» **Work to be completed**:
Copy each line below in which the word "this" occurs.

» **Data section**:

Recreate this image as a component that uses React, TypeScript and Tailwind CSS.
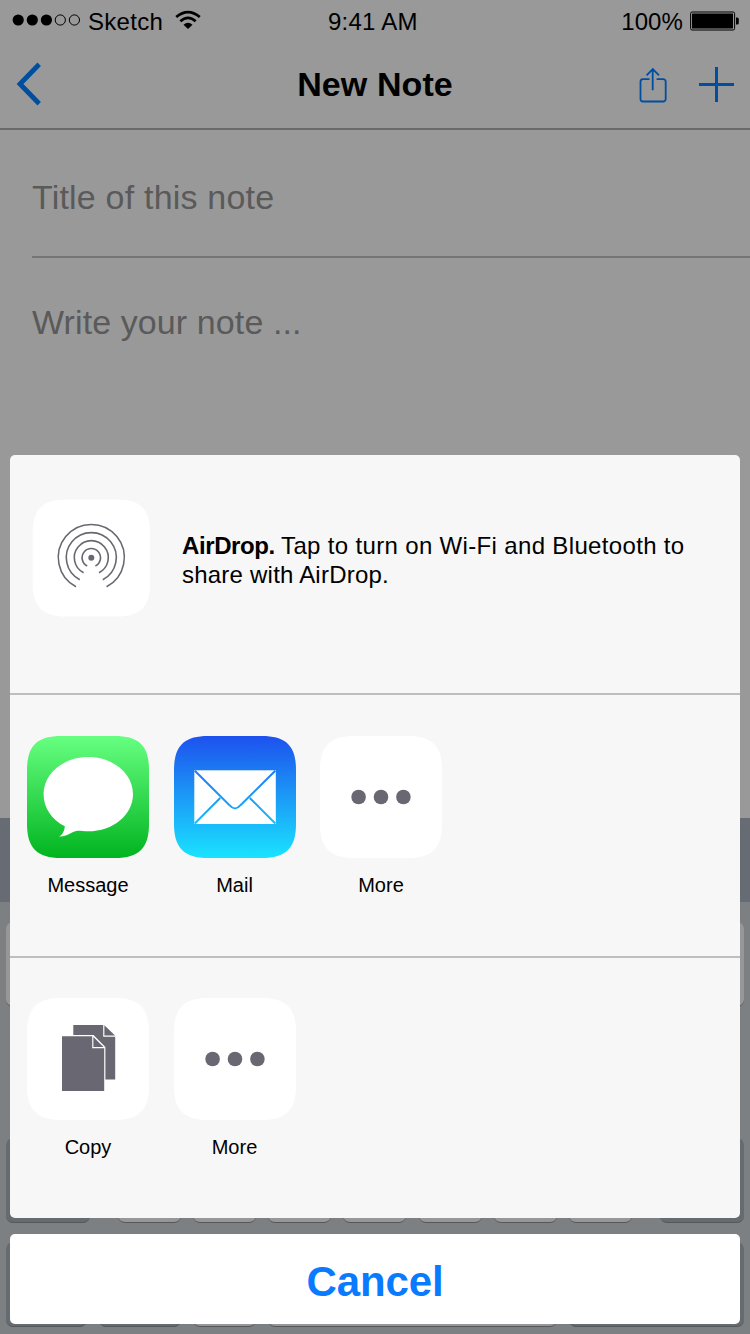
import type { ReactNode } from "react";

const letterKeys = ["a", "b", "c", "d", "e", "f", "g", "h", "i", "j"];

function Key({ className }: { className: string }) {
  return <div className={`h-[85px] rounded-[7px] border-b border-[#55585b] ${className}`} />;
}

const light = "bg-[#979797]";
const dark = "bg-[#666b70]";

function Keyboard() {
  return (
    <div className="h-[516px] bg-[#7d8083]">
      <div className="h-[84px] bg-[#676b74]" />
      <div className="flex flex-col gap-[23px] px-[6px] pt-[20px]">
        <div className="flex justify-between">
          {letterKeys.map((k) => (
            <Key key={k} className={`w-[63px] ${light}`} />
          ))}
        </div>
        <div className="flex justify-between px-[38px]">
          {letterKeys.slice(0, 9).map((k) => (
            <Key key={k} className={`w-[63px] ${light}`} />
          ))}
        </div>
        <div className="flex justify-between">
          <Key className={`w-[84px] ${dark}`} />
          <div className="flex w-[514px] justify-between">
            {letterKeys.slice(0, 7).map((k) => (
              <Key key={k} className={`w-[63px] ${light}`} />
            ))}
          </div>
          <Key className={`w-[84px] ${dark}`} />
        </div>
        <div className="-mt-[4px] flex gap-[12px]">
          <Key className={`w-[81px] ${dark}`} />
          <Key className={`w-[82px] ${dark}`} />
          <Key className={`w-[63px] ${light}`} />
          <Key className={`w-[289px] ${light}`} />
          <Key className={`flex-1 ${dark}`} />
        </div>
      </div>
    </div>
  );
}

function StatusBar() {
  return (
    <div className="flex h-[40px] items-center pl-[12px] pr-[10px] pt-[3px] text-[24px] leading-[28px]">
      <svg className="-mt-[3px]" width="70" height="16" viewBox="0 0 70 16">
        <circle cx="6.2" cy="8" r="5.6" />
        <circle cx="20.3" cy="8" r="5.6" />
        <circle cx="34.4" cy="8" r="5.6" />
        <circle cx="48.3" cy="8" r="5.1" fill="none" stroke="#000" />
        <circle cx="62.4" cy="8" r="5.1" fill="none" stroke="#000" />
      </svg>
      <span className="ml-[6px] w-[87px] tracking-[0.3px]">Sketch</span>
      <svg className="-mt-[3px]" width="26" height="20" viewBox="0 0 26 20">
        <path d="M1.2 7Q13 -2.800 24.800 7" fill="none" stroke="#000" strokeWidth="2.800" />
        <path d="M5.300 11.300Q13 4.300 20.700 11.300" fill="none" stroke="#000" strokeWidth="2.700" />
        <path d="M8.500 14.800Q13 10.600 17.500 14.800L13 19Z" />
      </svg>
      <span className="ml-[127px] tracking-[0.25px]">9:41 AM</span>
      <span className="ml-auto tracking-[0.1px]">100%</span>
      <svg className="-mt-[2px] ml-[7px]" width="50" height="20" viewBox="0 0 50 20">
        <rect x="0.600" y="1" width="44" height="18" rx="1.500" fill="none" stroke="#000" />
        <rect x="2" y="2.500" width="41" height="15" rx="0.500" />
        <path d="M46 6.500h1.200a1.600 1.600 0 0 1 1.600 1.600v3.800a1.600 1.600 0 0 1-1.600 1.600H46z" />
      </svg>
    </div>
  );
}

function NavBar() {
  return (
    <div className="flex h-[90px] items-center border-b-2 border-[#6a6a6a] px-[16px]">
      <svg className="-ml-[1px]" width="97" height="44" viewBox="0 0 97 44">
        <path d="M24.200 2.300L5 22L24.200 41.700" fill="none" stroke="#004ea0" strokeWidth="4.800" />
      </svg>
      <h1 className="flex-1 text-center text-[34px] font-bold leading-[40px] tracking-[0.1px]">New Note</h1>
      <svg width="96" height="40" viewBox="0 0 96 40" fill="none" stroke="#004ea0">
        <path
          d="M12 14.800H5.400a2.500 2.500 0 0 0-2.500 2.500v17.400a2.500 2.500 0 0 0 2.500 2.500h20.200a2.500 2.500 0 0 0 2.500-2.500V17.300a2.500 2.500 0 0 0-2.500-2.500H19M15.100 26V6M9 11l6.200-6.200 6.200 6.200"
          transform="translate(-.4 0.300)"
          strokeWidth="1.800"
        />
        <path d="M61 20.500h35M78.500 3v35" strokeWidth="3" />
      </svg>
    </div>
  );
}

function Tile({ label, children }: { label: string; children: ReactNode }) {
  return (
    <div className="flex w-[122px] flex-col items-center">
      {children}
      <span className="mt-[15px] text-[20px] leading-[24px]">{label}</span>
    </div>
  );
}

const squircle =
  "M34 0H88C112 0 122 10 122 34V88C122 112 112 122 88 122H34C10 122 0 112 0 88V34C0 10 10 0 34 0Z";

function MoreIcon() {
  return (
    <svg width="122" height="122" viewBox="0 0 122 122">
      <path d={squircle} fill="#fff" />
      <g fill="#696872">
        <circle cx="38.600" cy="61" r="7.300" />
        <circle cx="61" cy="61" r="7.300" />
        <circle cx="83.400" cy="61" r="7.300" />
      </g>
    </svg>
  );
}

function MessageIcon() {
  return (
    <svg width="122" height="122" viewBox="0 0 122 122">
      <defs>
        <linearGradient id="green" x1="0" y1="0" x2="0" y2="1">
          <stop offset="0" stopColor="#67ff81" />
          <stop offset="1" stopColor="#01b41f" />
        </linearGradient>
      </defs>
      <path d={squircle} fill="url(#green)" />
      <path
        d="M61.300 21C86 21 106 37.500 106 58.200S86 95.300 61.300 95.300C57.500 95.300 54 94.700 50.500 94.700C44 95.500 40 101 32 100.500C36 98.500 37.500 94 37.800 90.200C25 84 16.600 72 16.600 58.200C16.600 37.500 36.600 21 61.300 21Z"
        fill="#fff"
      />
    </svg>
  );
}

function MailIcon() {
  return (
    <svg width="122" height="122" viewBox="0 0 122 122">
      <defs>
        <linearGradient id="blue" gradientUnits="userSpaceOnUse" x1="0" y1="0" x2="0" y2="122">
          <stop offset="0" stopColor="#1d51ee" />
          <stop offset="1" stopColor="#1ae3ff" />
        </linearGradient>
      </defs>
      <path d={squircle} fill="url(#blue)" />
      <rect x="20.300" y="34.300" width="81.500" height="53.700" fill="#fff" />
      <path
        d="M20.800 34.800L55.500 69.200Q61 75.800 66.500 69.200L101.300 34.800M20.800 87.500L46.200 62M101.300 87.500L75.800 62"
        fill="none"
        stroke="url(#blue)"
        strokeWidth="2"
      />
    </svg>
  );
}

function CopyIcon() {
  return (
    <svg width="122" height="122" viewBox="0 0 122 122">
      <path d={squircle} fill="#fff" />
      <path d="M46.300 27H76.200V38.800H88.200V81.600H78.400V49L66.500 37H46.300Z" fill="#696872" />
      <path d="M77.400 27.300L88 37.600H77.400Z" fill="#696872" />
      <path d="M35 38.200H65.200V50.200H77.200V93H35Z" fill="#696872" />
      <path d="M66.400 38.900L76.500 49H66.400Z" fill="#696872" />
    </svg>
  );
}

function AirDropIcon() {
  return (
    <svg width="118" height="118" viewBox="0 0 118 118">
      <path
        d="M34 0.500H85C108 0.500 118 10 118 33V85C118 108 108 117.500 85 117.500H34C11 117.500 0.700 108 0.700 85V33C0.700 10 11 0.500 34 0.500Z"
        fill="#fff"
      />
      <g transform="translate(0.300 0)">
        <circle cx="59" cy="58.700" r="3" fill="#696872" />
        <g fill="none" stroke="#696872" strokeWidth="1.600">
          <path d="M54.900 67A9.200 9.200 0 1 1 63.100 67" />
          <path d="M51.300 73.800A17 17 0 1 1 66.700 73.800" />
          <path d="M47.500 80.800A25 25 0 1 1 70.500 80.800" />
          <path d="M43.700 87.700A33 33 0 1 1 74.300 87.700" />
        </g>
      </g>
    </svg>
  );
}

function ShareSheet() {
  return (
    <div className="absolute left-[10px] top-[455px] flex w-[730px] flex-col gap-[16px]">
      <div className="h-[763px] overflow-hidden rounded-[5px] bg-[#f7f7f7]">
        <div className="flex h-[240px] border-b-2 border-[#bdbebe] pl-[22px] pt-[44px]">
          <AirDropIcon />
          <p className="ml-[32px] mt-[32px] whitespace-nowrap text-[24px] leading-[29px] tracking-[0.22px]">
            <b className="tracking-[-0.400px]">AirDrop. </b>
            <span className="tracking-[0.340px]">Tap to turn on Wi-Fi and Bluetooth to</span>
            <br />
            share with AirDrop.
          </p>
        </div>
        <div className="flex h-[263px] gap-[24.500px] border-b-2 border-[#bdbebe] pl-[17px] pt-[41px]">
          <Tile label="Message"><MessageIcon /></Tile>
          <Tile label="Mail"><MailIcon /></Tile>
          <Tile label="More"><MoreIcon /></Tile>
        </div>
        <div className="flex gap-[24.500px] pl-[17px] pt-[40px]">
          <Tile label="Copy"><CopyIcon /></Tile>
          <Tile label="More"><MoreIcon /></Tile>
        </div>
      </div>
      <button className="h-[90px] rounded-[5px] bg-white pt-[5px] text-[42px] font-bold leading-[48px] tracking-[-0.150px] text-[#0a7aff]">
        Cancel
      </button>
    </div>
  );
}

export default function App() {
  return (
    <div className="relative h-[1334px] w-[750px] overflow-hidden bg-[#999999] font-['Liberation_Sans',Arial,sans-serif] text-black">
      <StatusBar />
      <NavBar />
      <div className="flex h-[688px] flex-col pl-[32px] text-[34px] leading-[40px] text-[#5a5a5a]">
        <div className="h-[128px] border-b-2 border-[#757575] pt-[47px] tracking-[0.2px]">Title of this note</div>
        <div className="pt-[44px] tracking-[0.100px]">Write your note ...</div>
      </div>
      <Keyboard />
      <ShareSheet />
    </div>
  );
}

» **Solution below**:
Recreate this image as a component that uses React, TypeScript and Tailwind CSS.
        <div className="h-[128px] border-b-2 border-[#757575] pt-[47px] tracking-[0.2px]">Title of this note</div>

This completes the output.